À Ottawa, la ministre des Sports Pascale St-Onge s'est dite d'avis « qu'il doit y avoir un changement de culture dans le monde du hockey et dans le monde du sport en général ». Elle estime que « le fait que les gens aujourd'hui en parlent, c'est une excellente chose parce qu'on brise cette culture du silence et qu'aujourd'hui ces personnes se sentent écoutées, entendues, crues ». Selon elle, « de tels recours en justice sont une démonstration comme quoi la société évolue ».
Isabelle Charest, la ministre québécoise responsable du Sport, n'a pas voulu parler directement du dossier, mais « encourage les victimes à dénoncer » les comportements répréhensibles.
En fin de journée, mercredi, la LHJMQ a réagi par voie de communiqué, affirmant être au courant des allégations de M. Latulippe, tout en rappelant qu'une enquête indépendante était toujours en cours. La ligue prévoit toujours déposer dans les prochaines semaines un plan d'action pour renforcer les initiatives visant au bien-être et à la sécurité de ses joueurs.
« La LHJMQ prend les allégations de maltraitance très au sérieux et condamne la conduite des individus ou des équipes qui ont agi de façon inappropriée et en dehors des attentes et des standards de la LHJMQ », peut-on lire dans le communiqué.
Contacté par Radio-Canada, le porte-parole de l'opposition officielle en matière de sports, de loisirs et de saines habitudes de vie, Enrico Ciccone, n'a pas souhaité commenter la nouvelle.
Des statuts bafoués
La demande d'autorisation d'action collective s'appuie notamment sur les statuts de la LCH et de la LHJMQ qui soutiennent toutes les deux que leur mission est d'encadrer les joueurs « dans un environnement sécuritaire et formateur pour les préparer à leur vie d’adulte », comme l'écrit la ligue québécoise.
On reproche ainsi aux ligues et aux équipes d'être responsables « de la création et de la tolérance d'une culture d'abus et de conduite criminelle à l'égard de joueurs mineurs qui comptaient sur les entraîneurs, les équipes et la ligue pour veiller à leur bien-être et pour les dommages subis par le demandeur et les membres du Groupe ».
Plus directement, ces reproches visent le commissaire du LHJMQ et les autres commissaires faisant partie de la LCH, qui auraient été « parfaitement au courant des abus commis au sein de leurs ligues » et n'auraient « rien fait pour y mettre fin ».
Tous les joueurs qui considèrent avoir été victimes d'abus sont invités à se manifester sans révéler leur identité.
« On veut les encourager à communiquer avec nous pour parler de leurs droits, et ce de façon absolument gratuite et strictement confidentielle.
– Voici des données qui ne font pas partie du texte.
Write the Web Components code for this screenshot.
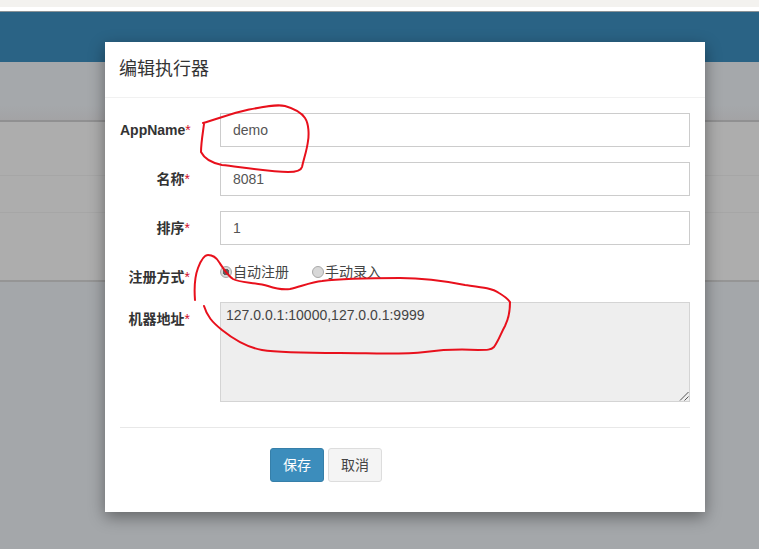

Personne n’a l’obligation de se dévoiler », a conclu Me David Stolow.
Révélations fracassantes
Une demande d'autorisation d'action collective visant sensiblement les mêmes objectifs avait été rejetée en février dernier par un juge ontarien. Dans ce cas, elle était portée par trois plaignants au nom de quelque 15 000 joueurs provenant des trois ligues de hockey junior majeur canadien, soit la LHJMQ et ses semblables en Ontario et dans l'Ouest canadien.
La décision du juge Paul Perrell avait semé la consternation au pays, avec ses révélations de cas révoltants de torture et d'agressions criminelles graves. Le magistrat avait cependant suggéré que les victimes lancent des procédures individuelles. La demande présentée au Québec prévoit d'ailleurs exclure les joueurs qui choisiraient cette voie.